Ci-dessus : un des 120 lions représentés le long de la Voie Processionnelle. Des motifs géométriques et des arbres sacrés accompagnent la procession de ces lions. © Théo Truschel.

La traduction

Depuis 1991, Michael Jursa, professeur associé à l’Université de Vienne, passait au crible les quelques 130 000 tablettes inscrites au British Museum pour dénicher quelques données sur les fonctionnaires babyloniens.

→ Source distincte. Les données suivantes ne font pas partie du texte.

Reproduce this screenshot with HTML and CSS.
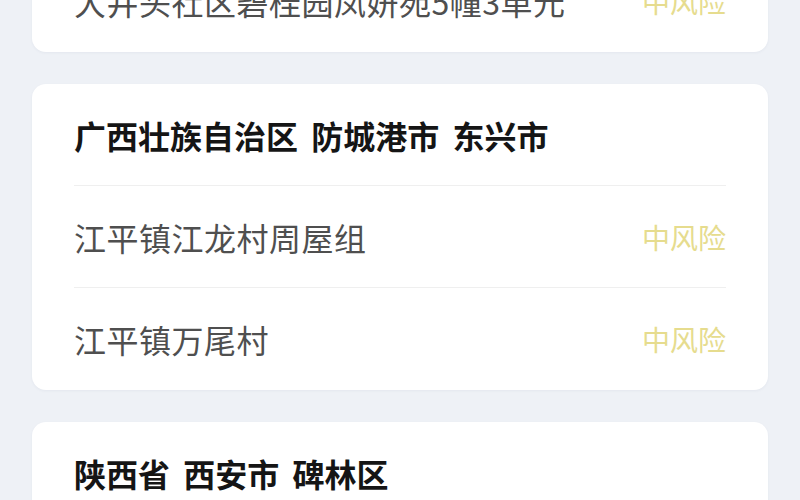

Le 5 juillet 2007, il déchiffre le nom de Nébo-Sarsekim (Reynolds 2007) avec son titre complet, celui qui est mentionné dans le livre de Jérémie 39,2-3. Il y est question aussi du futur roi Nériglissar :
… la onzième année de Sédécias, le neuvième jour du quatrième mois, la brèche fut faite à la ville, – tous les chefs du roi de Babylone s’avancèrent, et occupèrent la porte du milieu : Nergal-Scharetser, Samgar-Nebu, Sarsekim, chef des eunuques, Nergal-Scharetser, chef des mages, et tous les autres chefs du roi de Babylone… Version Louis Segond.

Les noms propres cités sont à découper différemment et à comprendre de la manière suivante en langue babylonienne :
« Nergal-sarésér, Samgar » = Nergal-šaruşur, le simmagir » :
« Nébo, Sarsekim, grand eunuque » = Nabu-šarussu-ukin, le chef des eunuques » ;
« Nergal-sarésér, grand mage » = « Nergal- šar-uşur, le rab mugi » ;

Trad. d’après Jursa, 2008. British Museum, Londres.

Image ci-contre : la tablette cunéiforme mentionnant le nom de Nabu-Šarussu-ukin, le chef des eunuques (rab ša-rēšil), selon Jérémie 39,2-3. Elle mesure 5,5 cm de large.© D.R.

Le titre de simmagir désigne le gouverneur de la province du même nom en Babylonie.  Il s’agit ici du futur roi Nériglissar (560-556 avant J.-C.). Le titre de rab-mugi s’applique à un commandement de corps d’armée babylonien. C’est un homonyme du premier Nergal-šar-uşur.
La tablette est si bien conservée qu’elle se lit dans son intégralité et que le déchiffrement fut rapide (Alberge 2007). C’est un reçu banal reconnaissant le paiement par Nébo-Sarsekim de 750 g d’or à l’Esagil, un temple de Babylone. Fait rare dans ce type de document, la date précise est mentionnée : la dixième année de Nabuchodonosor II (le Nébucadnetsar de la Bible, 595 avant J.-C.), huit ans avant la chute de Jérusalem et la destruction de son Temple. Selon le texte biblique, il aurait été présent lors du siège de Jérusalem en 586/587 avant J.-C. :

« 1 mine ½ (750 g) d’or de Nabu-Šarussu-ukin, le Chef des eunuques (rab ša-rēšil), transmise par Ardi-Banitu, l’eunuque (ša-rēši) qu’il a fait apporter à l’Esagil : Ardi-Banitu, l’a livré dans l’Esagil.
En présence de Bêl-usat, fils d’Aplaia, le garde du corps (naš patri), et de Nadin, fils de Marduk-zer-ibni. Le 18 Šabatu de l’an 10 de Nabuchodonosor (II), roi de Babylone (1er mars 594) ».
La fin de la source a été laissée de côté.